**WHAT IS REQUIRED**
Please transcribe the listing below in full and word for word, without its pictures.

**SOURCE DATA**
^^^^^^^^^^^^^^^^

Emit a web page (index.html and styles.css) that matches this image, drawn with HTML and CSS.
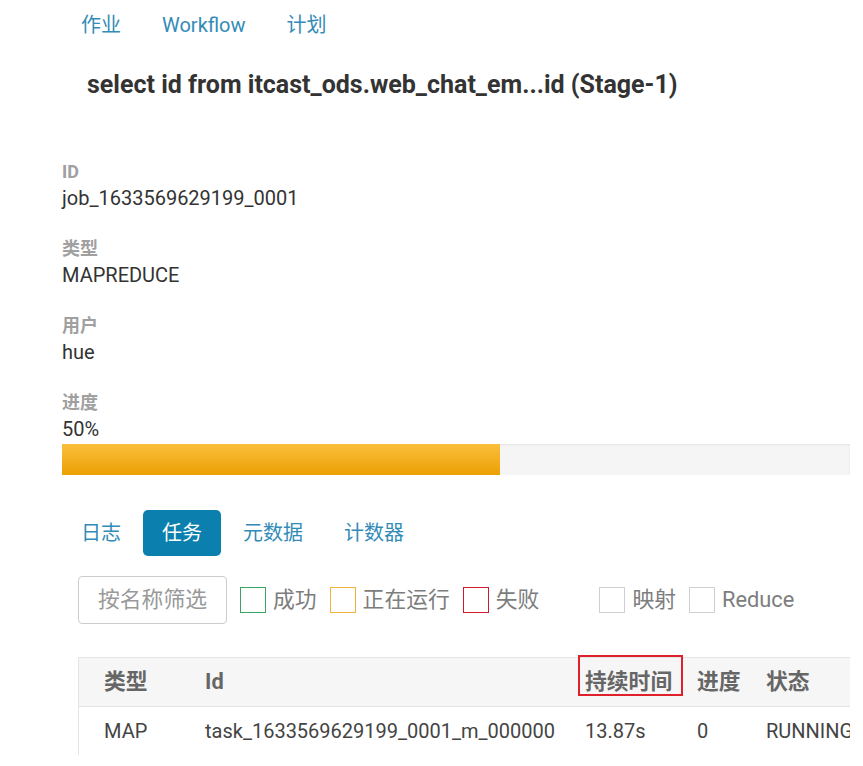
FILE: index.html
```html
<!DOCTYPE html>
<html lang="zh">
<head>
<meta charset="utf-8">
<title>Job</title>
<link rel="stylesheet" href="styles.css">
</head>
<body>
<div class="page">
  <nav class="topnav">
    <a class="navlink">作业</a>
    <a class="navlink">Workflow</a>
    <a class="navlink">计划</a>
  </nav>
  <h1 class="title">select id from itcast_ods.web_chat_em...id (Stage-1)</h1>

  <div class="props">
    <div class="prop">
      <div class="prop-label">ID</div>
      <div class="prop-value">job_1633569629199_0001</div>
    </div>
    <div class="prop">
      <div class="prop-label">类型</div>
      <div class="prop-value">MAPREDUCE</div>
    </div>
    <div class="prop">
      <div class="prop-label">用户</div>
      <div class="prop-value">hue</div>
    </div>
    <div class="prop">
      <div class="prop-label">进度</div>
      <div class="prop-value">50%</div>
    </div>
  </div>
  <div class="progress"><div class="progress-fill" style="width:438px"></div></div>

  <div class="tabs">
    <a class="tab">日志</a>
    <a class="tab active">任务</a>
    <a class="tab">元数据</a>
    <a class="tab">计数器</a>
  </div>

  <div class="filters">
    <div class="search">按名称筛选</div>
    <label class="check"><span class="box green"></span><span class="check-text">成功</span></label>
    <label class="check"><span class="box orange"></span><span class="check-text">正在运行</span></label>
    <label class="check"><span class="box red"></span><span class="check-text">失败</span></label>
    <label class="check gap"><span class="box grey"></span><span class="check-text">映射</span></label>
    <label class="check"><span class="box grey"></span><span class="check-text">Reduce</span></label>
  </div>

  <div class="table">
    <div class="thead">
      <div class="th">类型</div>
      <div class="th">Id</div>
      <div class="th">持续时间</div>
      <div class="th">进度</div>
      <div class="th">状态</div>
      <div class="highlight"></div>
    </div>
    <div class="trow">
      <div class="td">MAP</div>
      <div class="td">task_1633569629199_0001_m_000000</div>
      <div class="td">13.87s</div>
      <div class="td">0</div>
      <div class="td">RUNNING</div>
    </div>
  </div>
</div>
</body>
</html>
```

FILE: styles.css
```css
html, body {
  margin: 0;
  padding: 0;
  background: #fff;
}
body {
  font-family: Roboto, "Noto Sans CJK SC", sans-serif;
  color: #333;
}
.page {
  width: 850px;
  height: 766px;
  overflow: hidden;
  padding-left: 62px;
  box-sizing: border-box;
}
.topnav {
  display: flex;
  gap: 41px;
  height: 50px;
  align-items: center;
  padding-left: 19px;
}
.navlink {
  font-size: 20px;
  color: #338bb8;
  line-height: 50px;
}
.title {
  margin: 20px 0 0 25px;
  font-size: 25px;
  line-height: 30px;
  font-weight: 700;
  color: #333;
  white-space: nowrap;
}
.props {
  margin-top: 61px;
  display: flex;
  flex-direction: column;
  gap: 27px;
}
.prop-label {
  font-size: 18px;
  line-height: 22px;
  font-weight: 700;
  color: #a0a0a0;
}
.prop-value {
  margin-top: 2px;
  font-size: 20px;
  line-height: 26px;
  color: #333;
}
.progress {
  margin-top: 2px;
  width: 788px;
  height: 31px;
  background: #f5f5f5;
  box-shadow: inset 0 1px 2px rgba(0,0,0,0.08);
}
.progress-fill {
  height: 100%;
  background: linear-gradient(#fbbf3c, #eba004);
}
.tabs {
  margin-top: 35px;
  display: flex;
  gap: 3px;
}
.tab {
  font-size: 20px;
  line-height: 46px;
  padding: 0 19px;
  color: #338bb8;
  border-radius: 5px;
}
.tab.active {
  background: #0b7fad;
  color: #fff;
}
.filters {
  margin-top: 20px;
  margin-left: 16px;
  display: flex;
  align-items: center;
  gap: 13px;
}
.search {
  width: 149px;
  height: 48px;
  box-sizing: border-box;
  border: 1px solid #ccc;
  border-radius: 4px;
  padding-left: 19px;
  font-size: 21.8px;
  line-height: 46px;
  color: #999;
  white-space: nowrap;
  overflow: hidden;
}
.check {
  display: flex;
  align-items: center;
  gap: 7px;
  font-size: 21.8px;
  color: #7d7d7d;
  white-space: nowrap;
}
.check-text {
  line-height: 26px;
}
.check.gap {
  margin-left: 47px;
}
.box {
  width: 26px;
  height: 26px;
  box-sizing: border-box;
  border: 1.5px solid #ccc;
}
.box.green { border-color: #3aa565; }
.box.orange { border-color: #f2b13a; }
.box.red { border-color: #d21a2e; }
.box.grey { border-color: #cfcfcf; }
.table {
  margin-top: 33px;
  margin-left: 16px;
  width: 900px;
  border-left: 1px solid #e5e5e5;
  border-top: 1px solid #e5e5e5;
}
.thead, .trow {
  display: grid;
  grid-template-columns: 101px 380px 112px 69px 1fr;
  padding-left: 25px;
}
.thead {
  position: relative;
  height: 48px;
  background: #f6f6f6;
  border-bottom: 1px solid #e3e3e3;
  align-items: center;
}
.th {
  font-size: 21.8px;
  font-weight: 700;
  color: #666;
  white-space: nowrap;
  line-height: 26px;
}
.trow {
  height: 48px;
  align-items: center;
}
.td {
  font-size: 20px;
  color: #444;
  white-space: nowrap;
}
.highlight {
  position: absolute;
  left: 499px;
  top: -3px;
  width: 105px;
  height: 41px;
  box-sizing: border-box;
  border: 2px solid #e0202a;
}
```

^^^^^^^^^^^^^^^^

**COMPLETE OUTPUT**
Emit a web page (index.html and styles.css) that matches this image, drawn with HTML and CSS.
FILE: index.html
```html
<!DOCTYPE html>
<html lang="zh">
<head>
<meta charset="utf-8">
<title>Job</title>
<link rel="stylesheet" href="styles.css">
</head>
<body>
<div class="page">
  <nav class="topnav">
    <a class="navlink">作业</a>
    <a class="navlink">Workflow</a>
    <a class="navlink">计划</a>
  </nav>
  <h1 class="title">select id from itcast_ods.web_chat_em...id (Stage-1)</h1>

  <div class="props">
    <div class="prop">
      <div class="prop-label">ID</div>
      <div class="prop-value">job_1633569629199_0001</div>
    </div>
    <div class="prop">
      <div class="prop-label">类型</div>
      <div class="prop-value">MAPREDUCE</div>
    </div>
    <div class="prop">
      <div class="prop-label">用户</div>
      <div class="prop-value">hue</div>
    </div>
    <div class="prop">
      <div class="prop-label">进度</div>
      <div class="prop-value">50%</div>
    </div>
  </div>
  <div class="progress"><div class="progress-fill" style="width:438px"></div></div>

  <div class="tabs">
    <a class="tab">日志</a>
    <a class="tab active">任务</a>
    <a class="tab">元数据</a>
    <a class="tab">计数器</a>
  </div>

  <div class="filters">
    <div class="search">按名称筛选</div>
    <label class="check"><span class="box green"></span><span class="check-text">成功</span></label>
    <label class="check"><span class="box orange"></span><span class="check-text">正在运行</span></label>
    <label class="check"><span class="box red"></span><span class="check-text">失败</span></label>
    <label class="check gap"><span class="box grey"></span><span class="check-text">映射</span></label>
    <label class="check"><span class="box grey"></span><span class="check-text">Reduce</span></label>
  </div>

  <div class="table">
    <div class="thead">
      <div class="th">类型</div>
      <div class="th">Id</div>
      <div class="th">持续时间</div>
      <div class="th">进度</div>
      <div class="th">状态</div>
      <div class="highlight"></div>
    </div>
    <div class="trow">
      <div class="td">MAP</div>
      <div class="td">task_1633569629199_0001_m_000000</div>
      <div class="td">13.87s</div>
      <div class="td">0</div>
      <div class="td">RUNNING</div>
    </div>
  </div>
</div>
</body>
</html>
```

FILE: styles.css
```css
html, body {
  margin: 0;
  padding: 0;
  background: #fff;
}
body {
  font-family: Roboto, "Noto Sans CJK SC", sans-serif;
  color: #333;
}
.page {
  width: 850px;
  height: 766px;
  overflow: hidden;
  padding-left: 62px;
  box-sizing: border-box;
}
.topnav {
  display: flex;
  gap: 41px;
  height: 50px;
  align-items: center;
  padding-left: 19px;
}
.navlink {
  font-size: 20px;
  color: #338bb8;
  line-height: 50px;
}
.title {
  margin: 20px 0 0 25px;
  font-size: 25px;
  line-height: 30px;
  font-weight: 700;
  color: #333;
  white-space: nowrap;
}
.props {
  margin-top: 61px;
  display: flex;
  flex-direction: column;
  gap: 27px;
}
.prop-label {
  font-size: 18px;
  line-height: 22px;
  font-weight: 700;
  color: #a0a0a0;
}
.prop-value {
  margin-top: 2px;
  font-size: 20px;
  line-height: 26px;
  color: #333;
}
.progress {
  margin-top: 2px;
  width: 788px;
  height: 31px;
  background: #f5f5f5;
  box-shadow: inset 0 1px 2px rgba(0,0,0,0.08);
}
.progress-fill {
  height: 100%;
  background: linear-gradient(#fbbf3c, #eba004);
}
.tabs {
  margin-top: 35px;
  display: flex;
  gap: 3px;
}
.tab {
  font-size: 20px;
  line-height: 46px;
  padding: 0 19px;
  color: #338bb8;
  border-radius: 5px;
}
.tab.active {
  background: #0b7fad;
  color: #fff;
}
.filters {
  margin-top: 20px;
  margin-left: 16px;
  display: flex;
  align-items: center;
  gap: 13px;
}
.search {
  width: 149px;
  height: 48px;
  box-sizing: border-box;
  border: 1px solid #ccc;
  border-radius: 4px;
  padding-left: 19px;
  font-size: 21.8px;
  line-height: 46px;
  color: #999;
  white-space: nowrap;
  overflow: hidden;
}
.check {
  display: flex;
  align-items: center;
  gap: 7px;
  font-size: 21.8px;
  color: #7d7d7d;
  white-space: nowrap;
}
.check-text {
  line-height: 26px;
}
.check.gap {
  margin-left: 47px;
}
.box {
  width: 26px;
  height: 26px;
  box-sizing: border-box;
  border: 1.5px solid #ccc;
}
.box.green { border-color: #3aa565; }
.box.orange { border-color: #f2b13a; }
.box.red { border-color: #d21a2e; }
.box.grey { border-color: #cfcfcf; }
.table {
  margin-top: 33px;
  margin-left: 16px;
  width: 900px;
  border-left: 1px solid #e5e5e5;
  border-top: 1px solid #e5e5e5;
}
.thead, .trow {
  display: grid;
  grid-template-columns: 101px 380px 112px 69px 1fr;
  padding-left: 25px;
}
.thead {
  position: relative;
  height: 48px;
  background: #f6f6f6;
  border-bottom: 1px solid #e3e3e3;
  align-items: center;
}
.th {
  font-size: 21.8px;
  font-weight: 700;
  color: #666;
  white-space: nowrap;
  line-height: 26px;
}
.trow {
  height: 48px;
  align-items: center;
}
.td {
  font-size: 20px;
  color: #444;
  white-space: nowrap;
}
.highlight {
  position: absolute;
  left: 499px;
  top: -3px;
  width: 105px;
  height: 41px;
  box-sizing: border-box;
  border: 2px solid #e0202a;
}
```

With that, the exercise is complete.